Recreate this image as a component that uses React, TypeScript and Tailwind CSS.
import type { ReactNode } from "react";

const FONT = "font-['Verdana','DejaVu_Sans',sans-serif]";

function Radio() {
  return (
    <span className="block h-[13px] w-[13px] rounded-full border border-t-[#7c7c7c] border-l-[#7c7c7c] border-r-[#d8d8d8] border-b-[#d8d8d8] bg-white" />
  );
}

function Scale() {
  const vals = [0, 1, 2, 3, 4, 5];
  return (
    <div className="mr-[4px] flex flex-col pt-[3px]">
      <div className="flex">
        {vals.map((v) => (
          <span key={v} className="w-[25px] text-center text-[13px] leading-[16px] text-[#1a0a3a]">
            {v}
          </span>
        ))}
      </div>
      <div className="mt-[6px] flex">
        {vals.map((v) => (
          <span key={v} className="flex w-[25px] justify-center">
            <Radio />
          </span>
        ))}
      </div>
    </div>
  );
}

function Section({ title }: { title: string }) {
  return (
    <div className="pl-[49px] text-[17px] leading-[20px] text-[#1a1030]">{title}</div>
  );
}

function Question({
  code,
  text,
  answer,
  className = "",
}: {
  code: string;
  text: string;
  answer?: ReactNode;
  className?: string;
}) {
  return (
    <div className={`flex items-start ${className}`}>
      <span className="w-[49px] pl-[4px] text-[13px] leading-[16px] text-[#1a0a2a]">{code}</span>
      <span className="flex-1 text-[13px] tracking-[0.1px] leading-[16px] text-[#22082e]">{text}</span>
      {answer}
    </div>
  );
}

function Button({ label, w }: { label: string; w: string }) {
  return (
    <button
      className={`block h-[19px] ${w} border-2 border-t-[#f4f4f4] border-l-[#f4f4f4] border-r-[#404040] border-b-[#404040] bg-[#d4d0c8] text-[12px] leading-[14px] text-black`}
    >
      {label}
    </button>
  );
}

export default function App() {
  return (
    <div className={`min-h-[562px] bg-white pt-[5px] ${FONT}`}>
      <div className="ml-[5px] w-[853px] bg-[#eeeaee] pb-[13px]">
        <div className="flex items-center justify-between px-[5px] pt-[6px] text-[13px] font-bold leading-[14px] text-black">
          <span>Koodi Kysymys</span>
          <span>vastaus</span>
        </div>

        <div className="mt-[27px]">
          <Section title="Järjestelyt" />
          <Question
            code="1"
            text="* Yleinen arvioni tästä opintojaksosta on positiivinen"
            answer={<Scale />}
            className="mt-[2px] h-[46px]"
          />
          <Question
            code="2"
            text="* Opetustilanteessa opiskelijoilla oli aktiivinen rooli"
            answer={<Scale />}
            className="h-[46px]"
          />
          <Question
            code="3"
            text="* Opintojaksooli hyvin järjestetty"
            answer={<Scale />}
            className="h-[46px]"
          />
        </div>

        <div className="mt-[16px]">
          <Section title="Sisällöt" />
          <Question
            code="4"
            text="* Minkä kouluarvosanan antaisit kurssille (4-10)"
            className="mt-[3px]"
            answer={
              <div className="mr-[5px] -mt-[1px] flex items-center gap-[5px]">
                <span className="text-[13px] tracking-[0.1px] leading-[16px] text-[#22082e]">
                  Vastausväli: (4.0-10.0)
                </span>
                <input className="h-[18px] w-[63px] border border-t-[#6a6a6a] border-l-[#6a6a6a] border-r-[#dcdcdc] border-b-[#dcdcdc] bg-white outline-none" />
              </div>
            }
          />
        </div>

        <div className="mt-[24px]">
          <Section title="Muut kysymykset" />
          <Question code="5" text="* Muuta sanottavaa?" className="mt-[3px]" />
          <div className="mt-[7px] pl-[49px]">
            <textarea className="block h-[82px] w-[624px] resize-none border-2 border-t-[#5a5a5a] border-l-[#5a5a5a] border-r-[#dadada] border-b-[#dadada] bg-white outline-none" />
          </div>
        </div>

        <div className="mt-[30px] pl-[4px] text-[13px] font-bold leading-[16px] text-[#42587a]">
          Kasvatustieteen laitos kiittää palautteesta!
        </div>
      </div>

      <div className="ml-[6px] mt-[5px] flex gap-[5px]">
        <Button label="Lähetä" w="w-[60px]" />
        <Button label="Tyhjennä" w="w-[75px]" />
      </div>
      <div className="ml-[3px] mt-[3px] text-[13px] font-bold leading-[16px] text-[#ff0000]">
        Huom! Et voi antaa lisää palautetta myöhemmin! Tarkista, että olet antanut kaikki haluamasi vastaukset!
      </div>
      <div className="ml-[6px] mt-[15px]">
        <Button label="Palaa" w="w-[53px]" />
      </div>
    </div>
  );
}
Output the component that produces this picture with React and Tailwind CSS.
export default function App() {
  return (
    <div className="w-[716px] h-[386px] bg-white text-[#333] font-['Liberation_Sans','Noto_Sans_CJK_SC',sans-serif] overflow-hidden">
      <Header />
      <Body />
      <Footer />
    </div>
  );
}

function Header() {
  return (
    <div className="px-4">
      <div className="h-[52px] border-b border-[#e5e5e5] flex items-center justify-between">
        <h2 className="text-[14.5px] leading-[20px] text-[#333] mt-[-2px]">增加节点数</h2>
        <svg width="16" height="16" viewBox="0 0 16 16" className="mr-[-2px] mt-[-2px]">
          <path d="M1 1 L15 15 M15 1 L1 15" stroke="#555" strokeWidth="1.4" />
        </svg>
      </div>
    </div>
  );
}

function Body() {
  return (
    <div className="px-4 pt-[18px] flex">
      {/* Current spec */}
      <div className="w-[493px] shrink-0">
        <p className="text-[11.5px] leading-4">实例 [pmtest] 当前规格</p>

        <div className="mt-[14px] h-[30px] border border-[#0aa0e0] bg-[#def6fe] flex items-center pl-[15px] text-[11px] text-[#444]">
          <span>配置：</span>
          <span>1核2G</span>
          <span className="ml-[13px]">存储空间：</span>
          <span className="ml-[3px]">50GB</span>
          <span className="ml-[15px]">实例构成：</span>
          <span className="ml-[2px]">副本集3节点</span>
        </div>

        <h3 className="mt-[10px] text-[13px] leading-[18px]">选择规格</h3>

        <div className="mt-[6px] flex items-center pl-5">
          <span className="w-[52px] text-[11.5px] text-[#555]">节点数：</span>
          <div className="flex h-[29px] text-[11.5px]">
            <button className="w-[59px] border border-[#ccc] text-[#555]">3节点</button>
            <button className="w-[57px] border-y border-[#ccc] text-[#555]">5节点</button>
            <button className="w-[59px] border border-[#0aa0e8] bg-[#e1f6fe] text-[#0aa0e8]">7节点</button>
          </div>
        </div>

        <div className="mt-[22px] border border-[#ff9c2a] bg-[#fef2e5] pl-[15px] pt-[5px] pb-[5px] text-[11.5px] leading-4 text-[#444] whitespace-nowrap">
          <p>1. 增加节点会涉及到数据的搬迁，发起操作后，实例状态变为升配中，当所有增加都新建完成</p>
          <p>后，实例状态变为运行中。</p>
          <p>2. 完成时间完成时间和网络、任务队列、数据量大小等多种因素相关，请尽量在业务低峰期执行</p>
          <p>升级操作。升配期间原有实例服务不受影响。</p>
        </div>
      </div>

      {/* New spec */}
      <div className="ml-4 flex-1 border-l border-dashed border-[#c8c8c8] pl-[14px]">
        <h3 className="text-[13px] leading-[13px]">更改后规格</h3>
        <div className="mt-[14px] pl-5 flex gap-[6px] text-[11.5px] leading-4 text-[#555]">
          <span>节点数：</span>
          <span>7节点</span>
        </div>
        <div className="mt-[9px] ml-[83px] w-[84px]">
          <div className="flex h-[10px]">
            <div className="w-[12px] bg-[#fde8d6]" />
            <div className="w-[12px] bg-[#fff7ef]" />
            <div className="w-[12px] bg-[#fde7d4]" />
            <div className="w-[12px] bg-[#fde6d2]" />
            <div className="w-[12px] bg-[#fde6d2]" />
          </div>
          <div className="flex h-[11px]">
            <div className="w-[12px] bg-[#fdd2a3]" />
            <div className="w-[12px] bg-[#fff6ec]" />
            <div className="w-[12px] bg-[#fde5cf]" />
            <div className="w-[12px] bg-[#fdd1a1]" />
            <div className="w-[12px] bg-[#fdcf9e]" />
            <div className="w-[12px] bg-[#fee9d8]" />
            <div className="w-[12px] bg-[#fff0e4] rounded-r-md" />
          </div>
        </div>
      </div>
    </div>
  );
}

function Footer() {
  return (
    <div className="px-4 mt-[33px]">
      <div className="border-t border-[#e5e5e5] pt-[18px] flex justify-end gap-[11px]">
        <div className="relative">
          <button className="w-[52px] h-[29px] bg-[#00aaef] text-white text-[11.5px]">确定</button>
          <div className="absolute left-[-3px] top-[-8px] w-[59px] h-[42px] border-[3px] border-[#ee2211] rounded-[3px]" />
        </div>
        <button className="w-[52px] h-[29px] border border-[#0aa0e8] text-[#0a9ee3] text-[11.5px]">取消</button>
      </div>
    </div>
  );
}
______
**WRITTEN INSTRUCTION**
Going over the lines above, work out how many include "Tailwind", then give only that number.

**THE OUTPUT**
2